Rising inflation has caused people’s purchasing power to decline, while prices of necessities continue to rise. For many retail XRP holders, the realistic option left is to cash out their crypto assets. This also reflects the challenges individual investors face in maintaining a long-term portfolio amidst the cost-of-living crisis.
Farina warned that 99% of XRP owners are at risk of not being able to get into the “10,000 XRP club” due to growing economic pressure. This warning elicited two reactions: some saw it as an alarm over the widening gap, while others dismissed it as a fear-based marketing strategy (FOMO). Regardless, data and trends show that fewer and fewer retail investors are able to accumulate large amounts of XRP.

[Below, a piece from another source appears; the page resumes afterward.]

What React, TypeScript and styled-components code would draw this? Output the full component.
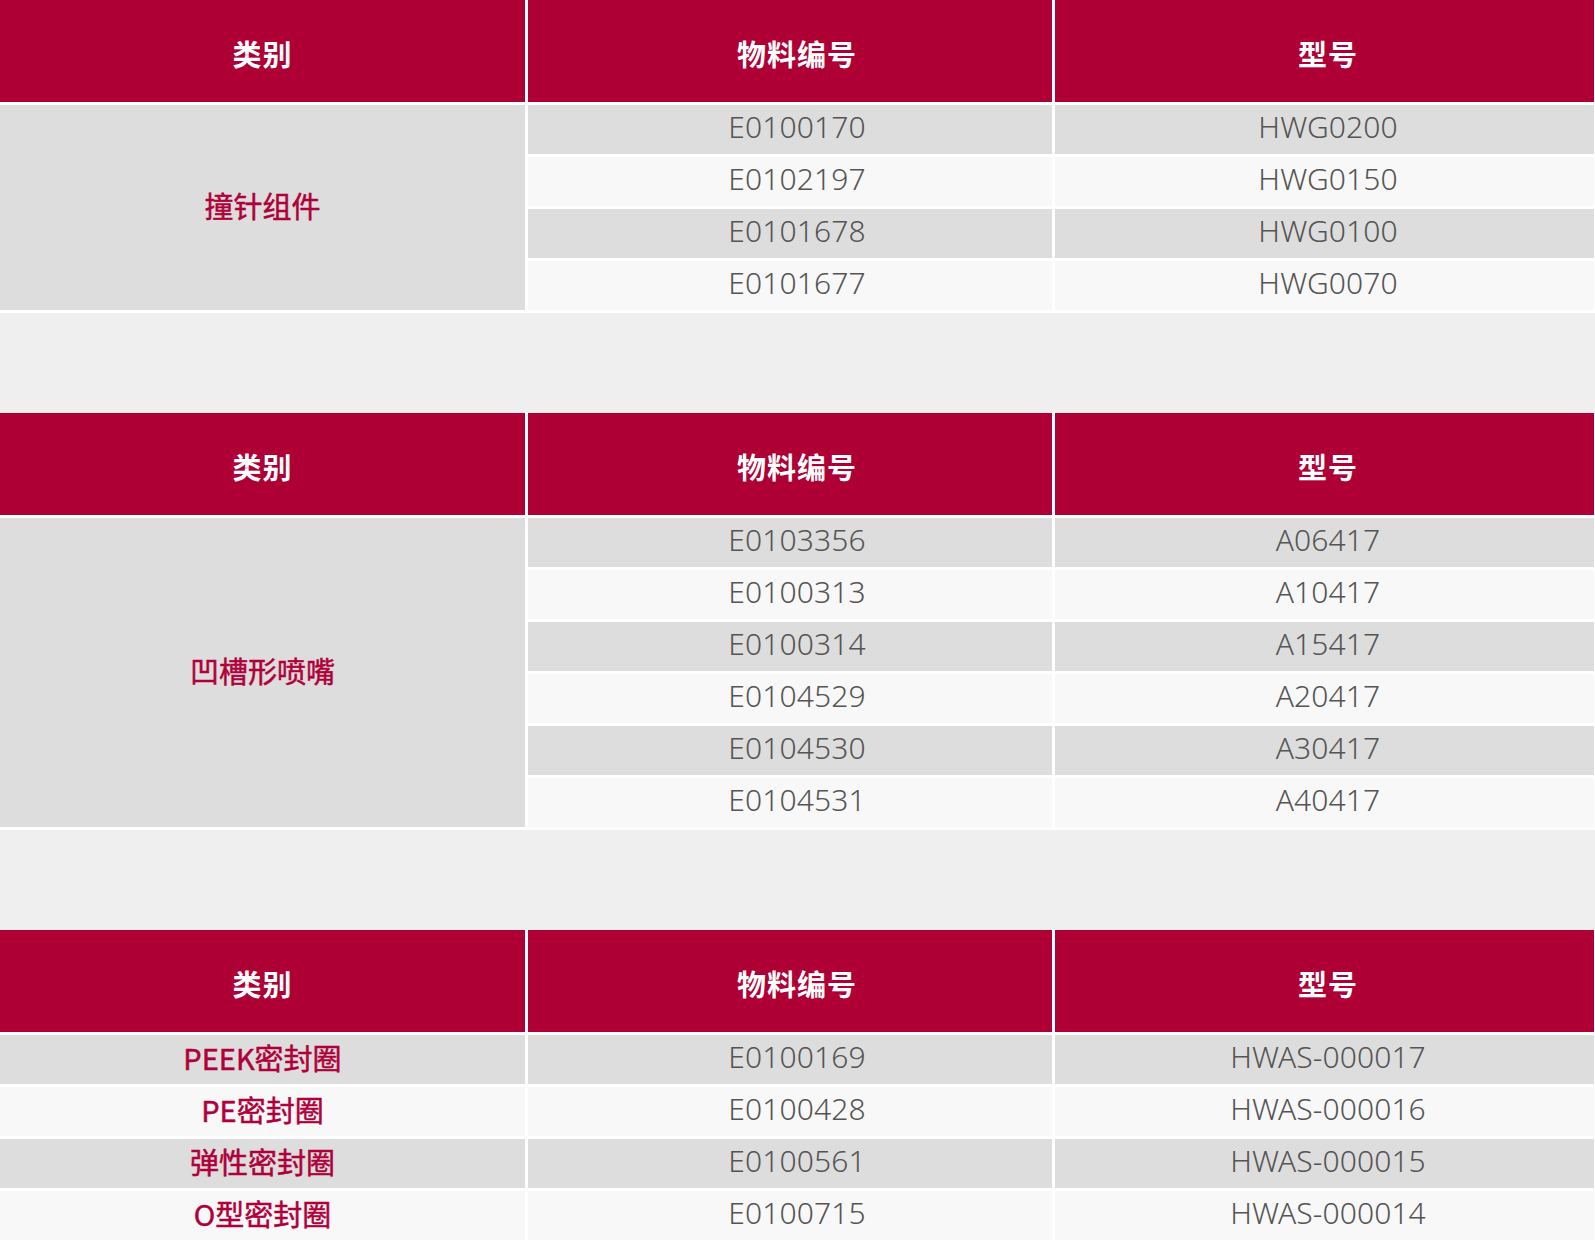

Instead of selling, Farina encourages the community to look for additional sources of income such as freelancing or online businesses. He argues that selling XRP at this time only benefits large parties who want to suppress the price in the market. This strategy reflects the belief that the long-term value of XRP is greater than the short-term returns gained through forced sales.
This discussion highlights the emerging gap between large and small holders in the crypto world, a phenomenon that is not limited to XRP alone. A similar phenomenon can be observed in Bitcoin , Ethereum , and other assets, where the bulk of supply is controlled by a minority of wallets. For new investors, this situation suggests the need for an investment plan that is realistic, scalable, and resilient to macroeconomic pressures.
While owning 10,000 XRP is now seen as a symbol of financial power in the crypto world, there are still opportunities for retail investors to gradually take part. The key is consistency, education, and awareness of ongoing market trends. In this context, cryptocurrencies still offer financial inclusion, although the path is not easy for everyone.
The claim that owning 10,000 XRP places one among the “crypto elite” opens up an important discussion about the accessibility and distribution of digital assets. Inflationary pressures and ownership concentration represent major challenges to inclusive crypto adoption. However, with a long-term strategy and approach, small investors still have room to actively participate in the ever-evolving cryptocurrency market.